Policy Gradient Guidance Enables Test Time Control
This work addresses the need for controllable online reinforcement learning, offering an incremental extension of existing guidance techniques to standard on-policy methods.
The authors tackled the problem of enabling test-time control in reinforcement learning by introducing Policy Gradient Guidance (PGG), which adapts classifier-free guidance from diffusion models to policy gradient methods, resulting in improved stability, sample efficiency, and controllability in discrete and continuous control benchmarks.

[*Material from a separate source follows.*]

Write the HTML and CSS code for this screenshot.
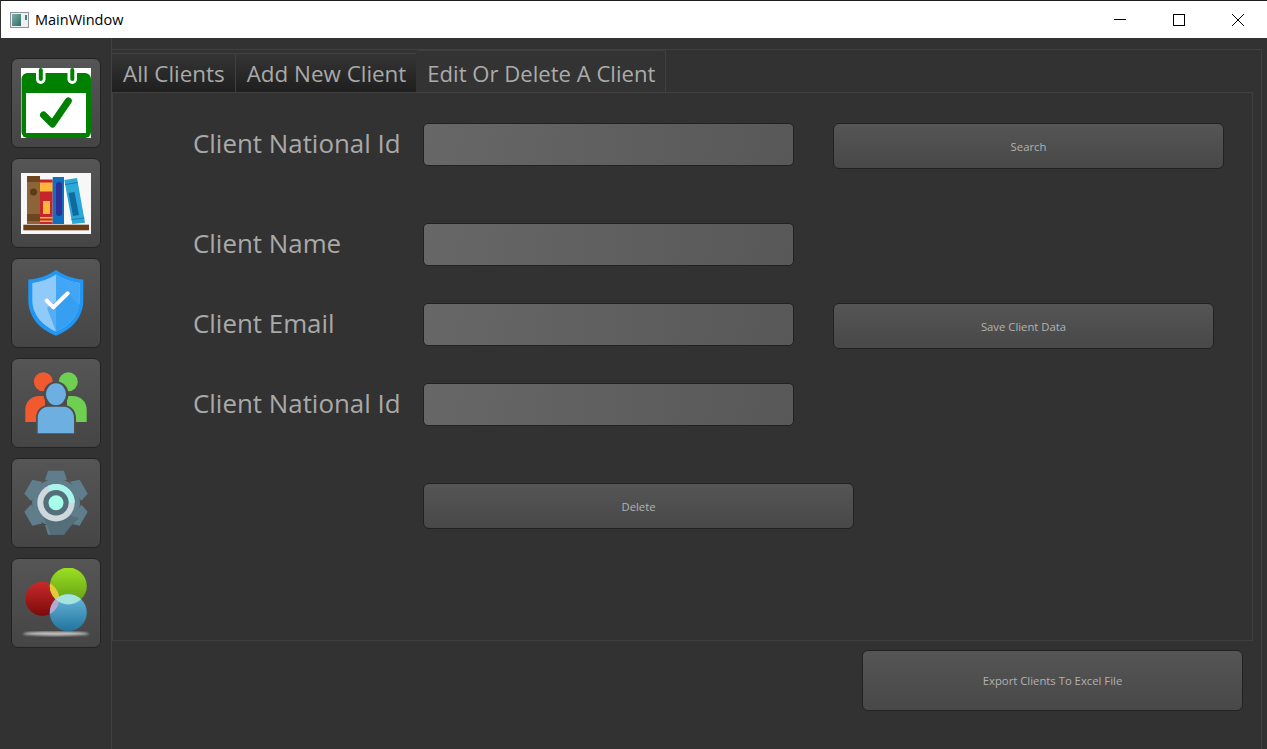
FILE: index.html
```html
<!DOCTYPE html>
<html lang="en">
<head>
<meta charset="utf-8">
<title>MainWindow</title>
<link rel="stylesheet" href="styles.css">
</head>
<body>
<div class="window">
  <header class="titlebar">
    <svg class="app-icon" width="20" height="17" viewBox="0 0 20 17">
      <defs><linearGradient id="appg" x1="0" y1="0" x2="1" y2="1"><stop offset="0" stop-color="#7fb0a8"/><stop offset="1" stop-color="#2f6f66"/></linearGradient></defs>
      <rect x="0.500" y="0.500" width="18" height="15" fill="#eef0f2" stroke="#8f9499"/>
      <rect x="2" y="2" width="9" height="12" fill="url(#appg)"/>
      <rect x="15" y="3" width="2" height="5" fill="#3f7f8f"/>
    </svg>
    <span class="title">MainWindow</span>
    <div class="controls">
      <svg class="ctl" width="14" height="14" viewBox="0 0 14 14"><path d="M1 6.500H13" stroke="#000" fill="none"/></svg>
      <svg class="ctl" width="14" height="14" viewBox="0 0 14 14"><rect x="1.500" y="1.500" width="11" height="11" stroke="#000" fill="none"/></svg>
      <svg class="ctl" width="14" height="14" viewBox="0 0 14 14"><path d="M1 1L13 13M13 1L1 13" stroke="#000" fill="none"/></svg>
    </div>
  </header>
  <div class="body">
    <nav class="sidebar">
      <button class="nav-btn" type="button">
        <svg width="70" height="70" viewBox="0 0 70 70">
          <rect width="70" height="70" fill="#fff"/>
          <rect x="0.500" y="5" width="69.500" height="65" rx="6" fill="#008000"/>
          <rect x="5" y="25" width="60" height="40" fill="#fff"/>
          <rect x="15" y="-6" width="9.500" height="22" rx="4.700" fill="#fff"/>
          <rect x="46.500" y="-6" width="9.500" height="22" rx="4.700" fill="#fff"/>
          <rect x="17.800" y="0" width="4" height="13" rx="2" fill="#008000"/>
          <rect x="49.300" y="0" width="4" height="13" rx="2" fill="#008000"/>
          <path d="M22.500 47L31.500 56L47.300 33" stroke="#008000" stroke-width="7" stroke-linecap="round" stroke-linejoin="round" fill="none"/>
        </svg>
      </button>
      <button class="nav-btn" type="button">
        <svg width="70" height="61" viewBox="0 0 70 61">
          <rect width="70" height="61" fill="#f7f7f7"/>
          <rect x="6" y="3" width="13" height="48" fill="#8d6438"/>
          <rect x="6" y="3" width="13" height="6" fill="#6d4520"/>
          <rect x="6" y="41" width="13" height="7" fill="#6d4520"/>
          <circle cx="12.500" cy="19" r="3.500" fill="#5f3a18"/>
          <rect x="19" y="6.500" width="12.700" height="44.500" fill="#c6252c"/>
          <rect x="19" y="9.500" width="12.700" height="9" fill="#fdb53c"/>
          <rect x="22" y="28" width="7" height="13" fill="#fdb53c"/>
          <rect x="19" y="44" width="12.700" height="1.500" fill="#fdb53c"/>
          <rect x="19" y="47.500" width="12.700" height="1.500" fill="#fdb53c"/>
          <rect x="31.700" y="4" width="11.300" height="47" fill="#0f6fc0"/>
          <rect x="35" y="9" width="6" height="34" rx="3" fill="#2f2f96"/>
          <path d="M43.300 7L56 5L64 49.700L51.300 51Z" fill="#2ba8d8"/>
          <path d="M47.500 20L53.500 19L58 42L52 43Z" fill="#0f6aa0"/>
          <path d="M44.200 11.500L56.800 9.500M50.500 46.500L63.300 45" stroke="#0f7fae" fill="none"/>
          <rect x="2.300" y="51.700" width="65.700" height="5.600" fill="#6a3f17"/>
        </svg>
      </button>
      <button class="nav-btn" type="button">
        <svg width="70" height="70" viewBox="0 0 70 70">
          <path d="M35 2C42 7 52 11 62.300 11.500V32C62.300 50 50 62 35 67.700C20 62 7.300 50 7.300 32V11.500C18 11 28 7 35 2Z" fill="#2196f3"/>
          <path d="M35 6.500C42 10.500 50 14 58.500 15V32C58.500 47 48 58 35 63.500C22 58 11.300 47 11.300 32V15C20 14 28 10.500 35 6.500Z" fill="#90caf9"/>
          <path d="M35 6.500C42 10.500 50 14 58.500 15V32C58.500 47 48 58 35 63.500Z" fill="#42a5f5"/>
          <path d="M46 24L58.500 38C56 48 47 58 35 63.500L26 40Z" fill="#2f9bf0" opacity="0.600"/>
          <path d="M25.700 32.700L32.300 39.300L46.700 25.300" stroke="#fff" stroke-width="4" stroke-linecap="round" stroke-linejoin="round" fill="none"/>
        </svg>
      </button>
      <button class="nav-btn" type="button">
        <svg width="70" height="70" viewBox="0 0 70 70">
          <circle cx="22.300" cy="13.700" r="9.500" fill="#f15a2e"/>
          <circle cx="47.300" cy="13.700" r="9.500" fill="#6fcf52"/>
          <path d="M4.300 54V42C4.300 33 11 28 18 28H24V54Z" fill="#f15a2e"/>
          <path d="M65.700 54V42C65.700 33 59 28 52 28H46V54Z" fill="#6fcf52"/>
          <path d="M15 66V50C15 42 21 37 27 37H43C49 37 55 42 55 50V66Z" fill="#4d4d4d"/>
          <ellipse cx="35" cy="26.300" rx="12.500" ry="13" fill="#4d4d4d"/>
          <ellipse cx="35" cy="26.300" rx="10" ry="11" fill="#6cafe0"/>
          <path d="M16.700 65.300V50C16.700 43 22 38.700 27 38.700H43C48 38.700 53 43 53 50V65.300Z" fill="#6cafe0"/>
        </svg>
      </button>
      <button class="nav-btn" type="button">
        <svg width="70" height="70" viewBox="0 0 70 70">
          <g fill="#607d8b">
            <circle cx="35" cy="34.700" r="24"/>
            <path d="M27 2.700H43L46 12H24ZM24 57H46L43 66.700H27Z"/>
            <path d="M27 2.700H43L46 12H24ZM24 57H46L43 66.700H27Z" transform="rotate(60 35 34.700)"/>
            <path d="M27 2.700H43L46 12H24ZM24 57H46L43 66.700H27Z" transform="rotate(120 35 34.700)"/>
          </g>
          <path d="M47 47L58 50L50 58L43 66.700H30L22 48Z" fill="#546e7a"/>
          <circle cx="35" cy="34.700" r="18.700" fill="#cfd8dc"/>
          <path d="M26.500 18A18.700 18.700 0 0 1 53.700 34.700H35Z" fill="#a7f5ec"/>
          <circle cx="35" cy="34.700" r="12.700" fill="#546e7a"/>
          <circle cx="35" cy="34.700" r="7.500" fill="#a7ffeb"/>
        </svg>
      </button>
      <button class="nav-btn" type="button">
        <svg class="icon-orbs" width="70" height="74" viewBox="0 0 70 74">
          <defs>
            <linearGradient id="gr" x1="0" y1="0" x2="0" y2="1"><stop offset="0" stop-color="#c92a2a"/><stop offset="1" stop-color="#7d0a0a"/></linearGradient>
            <linearGradient id="gg" x1="0" y1="0" x2="0" y2="1"><stop offset="0" stop-color="#9be024"/><stop offset="1" stop-color="#5f9c12"/></linearGradient>
            <linearGradient id="gb" x1="0" y1="0" x2="0" y2="1"><stop offset="0" stop-color="#6ab8dc"/><stop offset="1" stop-color="#22749e"/></linearGradient>
            <clipPath id="cr"><circle cx="21.300" cy="30.700" r="17"/></clipPath>
            <clipPath id="cg"><circle cx="47.300" cy="18" r="18.500"/></clipPath>
            <filter id="bl"><feGaussianBlur stdDeviation="1"/></filter>
          </defs>
          <ellipse cx="35" cy="65.700" rx="33" ry="2" fill="#c4c4c4" filter="url(#bl)"/>
          <circle cx="21.300" cy="30.700" r="17" fill="url(#gr)"/>
          <circle cx="47.300" cy="18" r="18.500" fill="url(#gg)"/>
          <circle cx="47.300" cy="44.700" r="18.500" fill="url(#gb)"/>
          <circle cx="47.300" cy="18" r="18.500" fill="#e3c93c" clip-path="url(#cr)"/>
          <circle cx="47.300" cy="44.700" r="18.500" fill="#b2a8d0" clip-path="url(#cr)"/>
          <circle cx="47.300" cy="44.700" r="18.500" fill="#a5e4dc" clip-path="url(#cg)"/>
        </svg>
      </button>
    </nav>
    <main class="main">
      <div class="frame">
        <div class="tabs">
          <div class="tab">All Clients</div>
          <div class="tab">Add New Client</div>
          <div class="tab active">Edit Or Delete A Client</div>
        </div>
        <section class="pane">
          <div class="row">
            <label class="label">Client National Id</label>
            <div class="input"></div>
            <button class="btn btn-search" type="button">Search</button>
          </div>
          <div class="row spaced">
            <label class="label">Client Name</label>
            <div class="input"></div>
          </div>
          <div class="row">
            <label class="label">Client Email</label>
            <div class="input"></div>
            <button class="btn btn-save" type="button">Save Client Data</button>
          </div>
          <div class="row">
            <label class="label">Client National Id</label>
            <div class="input"></div>
          </div>
          <div class="row spaced">
            <span class="label"></span>
            <button class="btn btn-delete" type="button">Delete</button>
          </div>
        </section>
      </div>
      <div class="footer">
        <button class="btn btn-export" type="button">Export Clients To Excel File</button>
      </div>
    </main>
  </div>
</div>
</body>
</html>
```
FILE: styles.css
```css
* { box-sizing: border-box; }
html, body { margin: 0; height: 100%; overflow: hidden; }
body { font-family: "Open Sans", "Noto Sans", sans-serif; background: #323232; }
.window { width: 1267px; height: 749px; display: flex; flex-direction: column; }

.titlebar { height: 38px; flex: none; display: flex; align-items: center; background: #fff; border-top: 1px solid #1c1c1c; border-left: 1px solid #333; padding-left: 9px; }
.app-icon { display: block; flex: none; margin-top: 1px; }
.title { margin-left: 5px; font-size: 14.5px; color: #000; }
.controls { margin-left: auto; display: flex; align-items: center; gap: 45px; padding-right: 22px; }
.ctl { display: block; }

.body { flex: 1; display: flex; min-height: 0; background: #323232; }
.sidebar { width: 112px; flex: none; border-right: 1px solid #404040; padding: 20px 0 0 11px; display: flex; flex-direction: column; gap: 10px; }
.nav-btn { width: 90px; height: 90px; padding: 0; display: flex; align-items: center; justify-content: center; background: linear-gradient(#555, #454545); border: 1px solid #232323; border-radius: 7px; }
.nav-btn svg { display: block; }
.nav-btn .icon-orbs { margin-top: 4px; }

.main { flex: 1; min-width: 0; display: flex; flex-direction: column; margin: 11px 5px 0 0; border-top: 1px solid #404040; border-right: 1px solid #404040; }
.frame { padding: 0 8px 0 0; }
.tabs { display: flex; align-items: flex-end; height: 42px; }
.tab { height: 39px; padding: 0 10px 0 11px; display: flex; align-items: center; font-size: 22.4px; color: #a9a9a9; background: linear-gradient(#353535, #1e1e1e); border: 1px solid #404040; border-bottom: 0; border-left-width: 0; white-space: nowrap; }
.tab.active { height: 42px; margin-left: -1px; background: #333; color: #ababab; font-size: 22.1px; padding: 2px 10px 0 11px; border-radius: 3px 3px 0 0; }
.pane { height: 549px; border: 1px solid #404040; padding: 30px 0 0 80px; display: flex; flex-direction: column; gap: 34px; background: #323232; }

.row { display: flex; align-items: flex-start; height: 46px; }
.row.spaced { margin-top: 20px; }
.label { width: 230px; flex: none; height: 39px; display: flex; align-items: center; font-size: 25.9px; color: #a9a9a9; white-space: nowrap; }
.input { width: 371px; height: 43px; flex: none; background: linear-gradient(100deg, #676767, #585858); border: 1px solid #222; border-radius: 5px; }
.btn { flex: none; font-family: "Open Sans", "Noto Sans", sans-serif; font-size: 11.3px; color: #b2b2b2; background: linear-gradient(#555, #484848); border: 1px solid #222; border-radius: 6px; padding: 0; height: 46px; }
.btn-search { width: 391px; margin-left: 39px; }
.btn-save { width: 381px; margin-left: 39px; }
.btn-delete { width: 431px; }

.footer { display: flex; justify-content: flex-end; padding: 9px 18px 0 0; }
.btn-export { width: 381px; height: 61px; }
```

We introduce Policy Gradient Guidance (PGG), a simple extension of classifier-free guidance from diffusion models to classical policy gradient methods. PGG augments the policy gradient with an unconditional branch and interpolates conditional and unconditional branches, yielding a test-time control knob that modulates behavior without retraining. We provide a theoretical derivation showing that the additional normalization term vanishes under advantage estimation, leading to a clean guided policy gradient update. Empirically, we evaluate PGG on discrete and continuous control benchmarks. We find that conditioning dropout-central to diffusion guidance-offers gains in simple discrete tasks and low sample regimes, but dropout destabilizes continuous control. Training with modestly larger guidance ($γ>1$) consistently improves stability, sample efficiency, and controllability. Our results show that guidance, previously confined to diffusion policies, can be adapted to standard on-policy methods, opening new directions for controllable online reinforcement learning.